No cuenta con un patrimonio como el que hay a dos horas (Granada), ni con unas calas paradisíacas a las que se llega en apenas 30 minutos (Cabo de Gata-Níjar); ni con el turismo insoportable de Madrid o Barcelona a pesar de un clima estupendo casi todo el año, la playa, los buenos precios y mucha luz solar; ni con un renombre gastronómico y eso que estamos ante uno de los mejores lugares para tapear de España, y quien diga lo contrario miente; por no tener no tiene ni Corte Inglés, ya que la afamada cadena decidió abrir en El Ejido. ¿Qué tiene pues Almería?
Estamos ante la capital poco turística de una provincia muy turística: Mojácar, las playas del Cabo, las Alpujarras y Sierra Nevada, el jamón de Serón, el observatorio del Calar Alto, el desierto de Tabernas y su legado cinematográfico en forma de Western, la Sierra Alhamilla de Juego de Tronos, la gamba roja de Garrucha… Los que se acercan a Almería ciudad no abundan.
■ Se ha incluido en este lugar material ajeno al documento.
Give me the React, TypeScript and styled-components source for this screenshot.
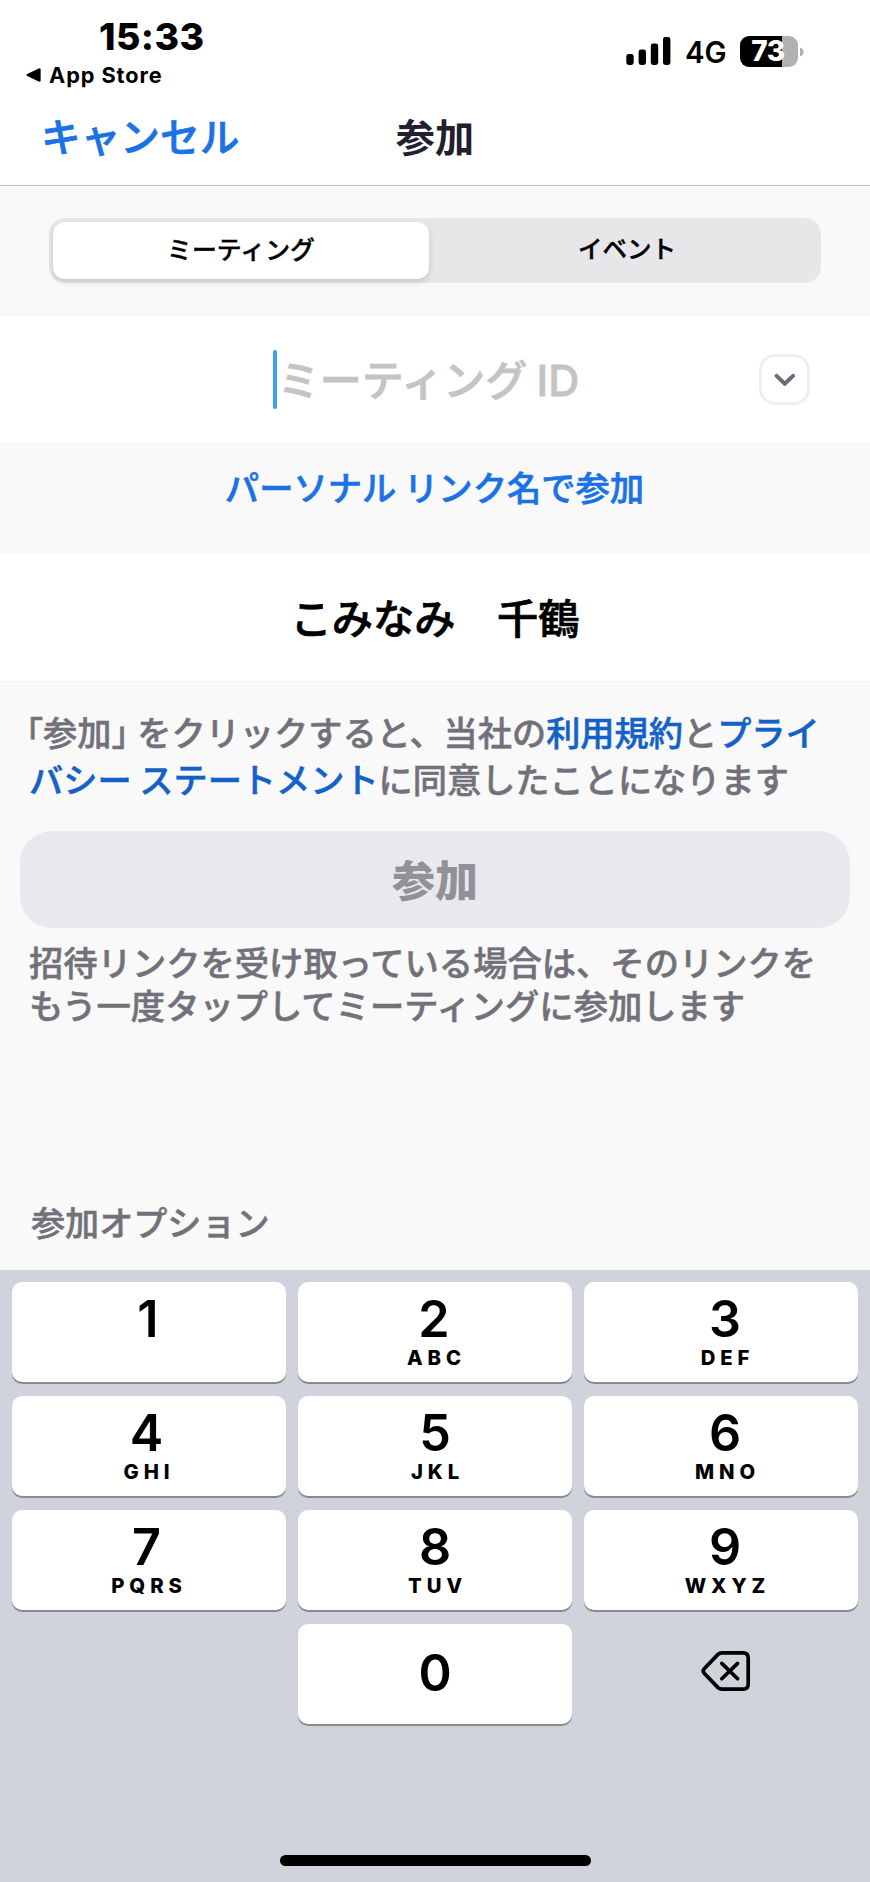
import React from 'react';
import styled, { createGlobalStyle } from 'styled-components';

const GlobalStyle = createGlobalStyle`
  * { box-sizing: border-box; }
  html, body { margin: 0; padding: 0; }
  body { background: #f9f9f9; }
  button { border: 0; padding: 0; margin: 0; background: none; font: inherit; color: inherit; }
`;

const jp = `"Noto Sans CJK JP", sans-serif`;
const latin = `Inter, "Noto Sans CJK JP", sans-serif`;

const Screen = styled.div`
  display: flex;
  flex-direction: column;
  width: 870px;
  height: 1882px;
  overflow: hidden;
  background: #f9f9f9;
  font-family: ${jp};
  color: #000;
`;

const Header = styled.header`
  display: flex;
  flex-direction: column;
  height: 186px;
  background: #fff;
  border-bottom: 1px solid #bfbfc1;
`;

const StatusBar = styled.div`
  display: flex;
  justify-content: space-between;
  height: 92px;
  padding: 0 66px 0 26px;
  font-family: ${latin};
`;

const StatusLeft = styled.div`
  display: flex;
  flex-direction: column;
`;

const Clock = styled.div`
  margin: 15px 0 0 73px;
  font-size: 37.5px;
  line-height: 44px;
  font-weight: 780;
  letter-spacing: 0.4px;
`;

const BackToApp = styled.div`
  display: flex;
  align-items: center;
  gap: 8px;
  margin-top: 2px;
  font-size: 21.7px;
  line-height: 28px;
  font-weight: 660;
  letter-spacing: 0.95px;
`;

const StatusRight = styled.div`
  display: flex;
  align-items: flex-start;
  padding-top: 36px;
`;

const Network = styled.span`
  margin: 2px 0 0 14px;
  width: 55px;
  font-size: 29.4px;
  line-height: 30px;
  font-weight: 600;
`;

const Battery = styled.div`
  display: flex;
  align-items: center;
  gap: 2px;
`;

const BatteryBody = styled.div`
  width: 58px;
  height: 31px;
  border-radius: 9px;
  background: linear-gradient(90deg, #000 73%, #b1b1b1 73%);
  color: #fff;
  font-size: 28px;
  line-height: 31px;
  font-weight: 800;
  letter-spacing: -0.5px;
  text-indent: -2px;
  text-align: center;
`;

const NavBar = styled.div`
  display: grid;
  grid-template-columns: 1fr auto 1fr;
  align-items: center;
  height: 86px;
  padding: 0 41px;
`;

const CancelButton = styled.button`
  justify-self: start;
  font-size: 39.7px;
  line-height: 48px;
  font-weight: 500;
  color: #1a72e6;
  -webkit-text-stroke: 0.7px currentColor;
`;

const Title = styled.h1`
  margin: 0;
  font-size: 39.2px;
  line-height: 48px;
  font-weight: 700;
  color: #21202e;
`;

const Segmented = styled.div`
  display: flex;
  flex: none;
  height: 65px;
  margin: 32px 49px 33px;
  padding: 4px;
  border-radius: 16px;
  background: #e7e7e9;
`;

const Segment = styled.button<{ $active?: boolean }>`
  flex: ${(p) => (p.$active ? '0 0 376px' : '1')};
  height: 57px;
  padding-left: ${(p) => (p.$active ? '0' : '8px')};
  border-radius: 12px;
  background: ${(p) => (p.$active ? '#fff' : 'transparent')};
  box-shadow: ${(p) => (p.$active ? '0 3px 6px rgba(0,0,0,.14)' : 'none')};
  font-size: ${(p) => (p.$active ? '24.9px' : '24.5px')};
  line-height: 48px;
  padding-bottom: 5px;
  font-weight: 500;
  -webkit-text-stroke: 0.4px currentColor;
`;

const Field = styled.div`
  display: grid;
  grid-template-columns: 1fr auto 1fr;
  align-items: center;
  flex: none;
  height: 127px;
  padding: 0 60px;
  background: #fff;
  box-shadow: 0 0 0 1px #f4f4f5;
`;

const Placeholder = styled.div`
  display: flex;
  align-items: center;
  grid-column: 2;
  gap: 1px;
  margin-right: 18px;
  font-size: 42px;
  line-height: 58px;
  font-weight: 500;
  color: #c4c4c6;
  white-space: pre;
  -webkit-text-stroke: 0.8px currentColor;
`;

const PlaceholderText = styled.span`
  padding-bottom: 2px;
`;

const Caret = styled.span`
  width: 4px;
  height: 59px;
  border-radius: 2px;
  background: #3a9ff5;
`;

const LatinText = styled.span`
  font-family: ${latin};
  font-size: 43px;
`;

const DropButton = styled.button`
  display: flex;
  align-items: center;
  justify-content: center;
  justify-self: end;
  width: 51px;
  height: 51px;
  border: 3px solid #efeef4;
  border-radius: 16px;
`;

const LinkRow = styled.div`
  display: flex;
  justify-content: center;
  flex: none;
  height: 111px;
  padding: 19px 1px 0 0;
`;

const PersonalLink = styled.a`
  font-size: 34.3px;
  line-height: 48px;
  font-weight: 500;
  color: #1a72e6;
  -webkit-text-stroke: 0.6px currentColor;
`;

const NameField = styled(Field)`
  display: flex;
  justify-content: center;
  padding-bottom: 4px;
  font-size: 41.3px;
  line-height: 60px;
  font-weight: 500;
  -webkit-text-stroke: 0.7px currentColor;
`;

const Paragraph = styled.p<{ $line: number }>`
  flex: none;
  margin: 0;
  padding-left: 29px;
  font-size: 34.3px;
  line-height: ${(p) => p.$line}px;
  font-weight: 500;
  color: #72717a;
  white-space: nowrap;
  -webkit-text-stroke: 0.5px currentColor;
`;

const Terms = styled(Paragraph)`
  height: 122px;
  margin-top: 27px;
  margin-bottom: 1px;
  font-size: 34.2px;
`;

const Bracket = styled.span<{ $outdent?: boolean }>`
  margin-left: ${(p) => (p.$outdent ? '-3px' : '0')};
  margin-right: ${(p) => (p.$outdent ? '0' : '1px')};
  font-feature-settings: 'halt';
`;

const PolicyLink = styled.a`
  color: #1461c8;
`;

const JoinButton = styled.button`
  flex: none;
  height: 97px;
  margin: 0 20px;
  border-radius: 32px;
  background: #e9e8ee;
  color: #929197;
  font-size: 43px;
  line-height: 91px;
  padding-bottom: 3px;
  font-weight: 900;
`;

const Hint = styled(Paragraph)`
  margin-top: 12px;
`;

const Options = styled(Paragraph)`
  margin-top: auto;
  padding: 0 0 27px 31px;
  font-size: 34.1px;
`;

const Keyboard = styled.div`
  display: flex;
  flex-direction: column;
  justify-content: space-between;
  flex: none;
  height: 612px;
  padding: 12px 12px 16px;
  background: #d0d3db;
  font-family: ${latin};
`;

const KeyGrid = styled.div`
  display: grid;
  grid-template-columns: repeat(3, 274px);
  grid-auto-rows: 100px;
  gap: 14px 12px;
`;

const Key = styled.button<{ $shift?: number; $column?: number }>`
  display: flex;
  flex-direction: column;
  align-items: center;
  grid-column: ${(p) => p.$column ?? 'auto'};
  padding-top: 12px;
  padding-left: ${(p) => Math.max(0, (p.$shift ?? 0) * 2)}px;
  padding-right: ${(p) => Math.max(0, -(p.$shift ?? 0) * 2)}px;
  border-radius: 10px;
  background: #fff;
  box-shadow: 0 2px 0 #898a8d;
`;

const Digit = styled.span<{ $alone?: boolean }>`
  margin-top: ${(p) => (p.$alone ? '12px' : '0')};
  font-size: 50.3px;
  line-height: 50px;
  font-weight: 560;
`;

const Letters = styled.span`
  margin: 2px 0 0 5px;
  font-size: 20.3px;
  line-height: 24px;
  font-weight: 850;
  letter-spacing: 4.9px;
`;

const DeleteKey = styled.button`
  display: flex;
  align-items: center;
  justify-content: center;
  padding: 0 0 6px 9px;
`;

const HomeIndicator = styled.div`
  align-self: center;
  width: 311px;
  height: 11px;
  border-radius: 6px;
  background: #000;
`;

const keys: { digit: string; letters?: string; shift: number }[] = [
  { digit: '1', shift: -1 },
  { digit: '2', letters: 'ABC', shift: -1 },
  { digit: '3', letters: 'DEF', shift: 4 },
  { digit: '4', letters: 'GHI', shift: -2.5 },
  { digit: '5', letters: 'JKL', shift: 0 },
  { digit: '6', letters: 'MNO', shift: 4 },
  { digit: '7', letters: 'PQRS', shift: -2.5 },
  { digit: '8', letters: 'TUV', shift: 0 },
  { digit: '9', letters: 'WXYZ', shift: 4 },
];

const Signal = () => (
  <svg width="45" height="30" viewBox="0 0 45 30">
    <rect x="0.3" y="18" width="7.4" height="11" rx="2.4" />
    <rect x="12.6" y="13.5" width="7.4" height="15.5" rx="2.4" />
    <rect x="24.8" y="7.5" width="7.4" height="21.5" rx="2.4" />
    <rect x="37" y="1" width="7.4" height="28" rx="2.4" />
  </svg>
);

const BackTriangle = () => (
  <svg width="15" height="14" viewBox="0 0 15 14">
    <path d="M1.2 6.1 12.7.4Q14.6-.2 14.6 1.6V12.4Q14.6 14.2 12.7 13.6L1.2 7.9Q-.4 7 1.2 6.1Z" />
  </svg>
);

const BatteryNub = () => (
  <svg width="4" height="10" viewBox="0 0 4 10">
    <path d="M0 .5Q3.6 2 3.6 5T0 9.5Z" fill="#b1b1b1" />
  </svg>
);

const Chevron = () => (
  <svg width="22" height="14" viewBox="0 0 22 14" fill="none">
    <path d="M2.6 2.9 10.8 10.8 19 2.9" stroke="#6d6c7c" strokeWidth="4" strokeLinecap="round" strokeLinejoin="round" />
  </svg>
);

const DeleteIcon = () => (
  <svg width="50" height="42" viewBox="0 0 50 42" fill="none" stroke="#000" strokeLinecap="round" strokeLinejoin="round">
    <path d="M21 2.8H42Q47.2 2.8 47.2 8V34Q47.2 39.2 42 39.2H21Q18.6 39.2 17 37.6L3.2 23.2Q1.2 21 3.2 18.8L17 4.4Q18.6 2.8 21 2.8Z" strokeWidth="3.7" />
    <path d="M20.8 13.4 36.6 28.8M36.6 13.4 20.8 28.8" strokeWidth="3.7" />
  </svg>
);

export default function App() {
  return (
    <Screen lang="ja">
      <GlobalStyle />
      <Header>
        <StatusBar>
          <StatusLeft>
            <Clock>15:33</Clock>
            <BackToApp>
              <BackTriangle />
              App Store
            </BackToApp>
          </StatusLeft>
          <StatusRight>
            <Signal />
            <Network>4G</Network>
            <Battery>
              <BatteryBody>73</BatteryBody>
              <BatteryNub />
            </Battery>
          </StatusRight>
        </StatusBar>
        <NavBar>
          <CancelButton>キャンセル</CancelButton>
          <Title>参加</Title>
        </NavBar>
      </Header>

      <Segmented>
        <Segment $active>ミーティング</Segment>
        <Segment>イベント</Segment>
      </Segmented>

      <Field>
        <Placeholder>
          <Caret />
          <PlaceholderText>
            ミーティング <LatinText>ID</LatinText>
          </PlaceholderText>
        </Placeholder>
        <DropButton aria-label="履歴">
          <Chevron />
        </DropButton>
      </Field>

      <LinkRow>
        <PersonalLink>パーソナル リンク名で参加</PersonalLink>
      </LinkRow>

      <NameField>こみなみ　千鶴</NameField>

      <Terms $line={46.5}>
        <Bracket $outdent>「</Bracket>参加<Bracket>」</Bracket> をクリックすると、当社の
        <PolicyLink>利用規約</PolicyLink>と<PolicyLink>プライ</PolicyLink>
        <br />
        <PolicyLink>バシー ステートメント</PolicyLink>に同意したことになります
      </Terms>

      <JoinButton>参加</JoinButton>

      <Hint $line={43.3}>
        招待リンクを受け取っている場合は、そのリンクを
        <br />
        もう一度タップしてミーティングに参加します
      </Hint>

      <Options $line={44}>参加オプション</Options>

      <Keyboard>
        <KeyGrid>
          {keys.map((k) => (
            <Key key={k.digit} $shift={k.shift}>
              <Digit>{k.digit}</Digit>
              {k.letters && <Letters>{k.letters}</Letters>}
            </Key>
          ))}
          <Key $column={2}>
            <Digit $alone>0</Digit>
          </Key>
          <DeleteKey aria-label="削除">
            <DeleteIcon />
          </DeleteKey>
        </KeyGrid>
        <HomeIndicator />
      </Keyboard>
    </Screen>
  );
}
Y sin embargo, los que tenemos familia, casa y amigos allí somos asiduos. Y cada vez somos más.
¿Por qué Almería? Porque se vive y se come bien; porque su condición de ciudad costera no tan turística, sumado al desagravio comunicativo que padece –seis horas a Madrid en tren, inexistente conexión ferroviaria con Murcia-, hacen de esta urbe un oasis de paz donde los cláxones de los coches no suenan y la gente vive tranquila; por el pescado a la plancha; porque, aunque patrimonial y artísticamente Almería no es la pera, posee joyitas como los refugios de la Guerra Civil (imprescindibles), el Cable Inglés, la Alcazaba o el barrio de la Almedina.
Desconfíen de los gurús de la nueva gastronomía, que también existen en Almería. El Nevada, los Sobrinos, el Bombón, la Casa Puga y muchos otros llevan abiertos toda la vida y proponen jurel, gallopedro, brótola, pijota, gambicas, cigala, aguja, boquerones o bacalailla; la ensaladilla lleva variantes, patata, atún y huevo y ya; cuando llueve, las migas se hacen con harina de sémola y se las adorna con pescado, aceitunas, pepino y pimiento frito; la berza y el arroz caldoso le pueden llevar a uno a cuestionarse su agnosticismo y todavía no hemos hablado de las gachas, el trigo y el conejo al ajillo, platos de pobres que con los años han cristalizado en manjares.
Vale que el desempleo es elevado, cerca del 22% solo en la ciudad, y es verdad que hay barrios abonados al trapicheo por los que da yuyu pasear, pero uno no tiene por qué ir a El Puche o al Quemadero. Si acaso atravesar Pescadería para visitar las calles de La Chanca, el barrio que inmortalizaron Goytisolo y Pérez Siquier y que conserva rasgos del periodo musulmán, con cuevas habitables y casas de una sola planta de colores vivos.
Lo cierto es que Almería ha cambiado. A mejor. Mucho. En mi infancia el barrio del Zapillo estaba a medio asfaltar y reunía las condiciones para batir el Guiness de excrementos de perro. La pobreza crónica de la ciudad menos andaluza de Andalucía se dejaba notar. Hoy el Zapillo es el mejor barrio almeriense, el que tiene la playa. El Paseo Marítimo es la Quinta Avenida de la ciudad, siempre lleno de runners y ciclistas. Una red de carriles bici (muy mejorable, pero ahí está) surca Almería, que no para de crecer: en los ochenta vivían menos de 150.000 personas y hoy la capital está a punto de rebasar la barrera de las 200.000. Algo tiene que tener para esta evolución desatada que contrasta con el envejecimiento de localidades de tamaño similar en España.
Que sí, que la ciudad no tiene el tirón de Málaga, ni el bullicio de Murcia ni el ambiente universitario de Granada: la Universidad de Almería nació en 1993 y su especialidad son las ingenierías agrarias. Esta es la tierra de los invernaderos y la agricultura intensiva, pero también del luthier Antonio de Torres, del compositor José Padilla, de Tomatito, del cancionero tópico de Manolo Escobar y hasta de Bisbal (disculpas a los cuatro anteriores). La catedral-fortaleza de estilo gótico tardío es bastante rara y como buena ciudad meridional, todo está lleno de palmeras. Y de pitas. ¿Que en la ciudad no se descansa? En Almería sí.